Of course, teachers want their students to enjoy everything they do in the classroom. But according to a thoughtful post, “Why Realistic Classroom Expectations Are Important” that middle school teacher Brent Modak wrote for the Asset Education blog, expecting every student to love every lesson is counterproductive.

“When I was new to teaching,” Modak writes, “I thought for an activity to be successful it had to stimulate all students (give me a break; I was young!). I quickly realized that this was unrealistic. If your expectations and the expectations you set for students are `everyone is going to love this,’ you’re setting the class up for failure. So, be honest with your class. For me, this meant explicitly saying, `The following SEL [social and emotional learning – ed.] tool might not work for everyone and that is okay, but just give it a legitimate try.’

“I had a student who absolutely refused to engage in any SEL activities, but three years later I got an email from her when she was in college. She said how she now realized that self-care wasn’t selfish care. If I had judged whether SEL impacted this student right away, I would’ve had to accept that it failed. A long-term approach alters that judgement, as now the student realizes the importance of SEL and goes back to those activities as ways to care for herself.”
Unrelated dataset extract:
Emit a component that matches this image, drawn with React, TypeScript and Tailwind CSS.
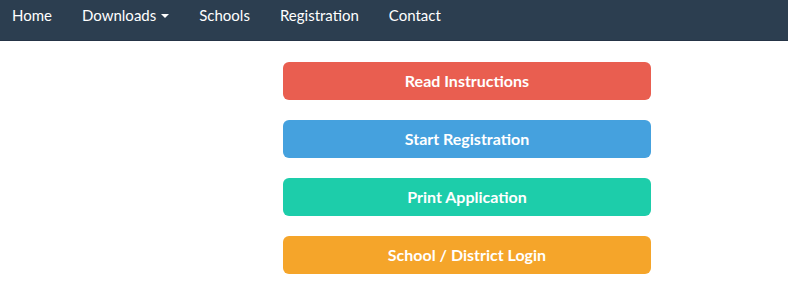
const navLinks = ['Home', 'Downloads', 'Schools', 'Registration', 'Contact']

const actions = [
  { label: 'Read Instructions', color: 'bg-[#e95e50]' },
  { label: 'Start Registration', color: 'bg-[#45a1de]' },
  { label: 'Print Application', color: 'bg-[#1dcdaa]' },
  { label: 'School / District Login', color: 'bg-[#f5a52a]' },
]

export default function App() {
  return (
    <div className="min-h-[291px] bg-white font-['Lato',sans-serif]">
      {/* Navbar */}
      <nav className="h-[41px] bg-[#2c3e50] border-b border-[#253446] flex items-start">
        <ul className="flex -ml-[3px]">
          {navLinks.map((link) => (
            <li key={link}>
              <a className="flex items-center px-[15px] pt-[5px] text-[15px] leading-[20px] text-white">
                {link}
                {link === 'Downloads' && (
                  <span className="ml-[5px] mt-[1px] inline-block w-0 h-0 border-x-[4px] border-x-transparent border-t-[4px] border-t-white" />
                )}
              </a>
            </li>
          ))}
        </ul>
      </nav>

      {/* Actions */}
      <div className="flex flex-col gap-[20px] pt-[21px] pl-[283px] w-[651px]">
        {actions.map((a) => (
          <button
            key={a.label}
            className={`${a.color} h-[38px] w-[368px] rounded-[6px] text-white font-bold text-[16px]`}
          >
            {a.label}
          </button>
        ))}
      </div>
    </div>
  )
}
Setting Up Realistic Expectations for Student Experiences

Some of these tips come from Mr. Modak’s article, and others have been recommended to us by classroom teachers:

  • Openly state that certain skills or approaches you are teaching might not work for some students, or that they might not like them. But do encourage everyone to try.
  • Create an atmosphere where you encourage feedback – even negative. It’s an effective way to know what your students are learning and what they are not.
  • Intervene when students need help mastering a concept or skill. When students fail to utilize a lesson, there is not much to be gained by ignoring that and letting them move on to the next.
  • Consider grouping students into teams. When students in groups attack a lesson, they sometimes learn approaches from each other that they would not develop on their own.
  • Encourage improvements. If something is not working for students, encourage them to creatively develop and try alternative approaches.

Flexible, Adaptive Teaching

We very much like Brent Modak’s thinking, both for the advice it provides on solving a classroom problem and, even more, for the fact that it encourages teachers to be flexible. Demanding that all students learn the same material in exactly the same way is a trait of rigid, overly demanding teaching. And we all know that doesn’t work.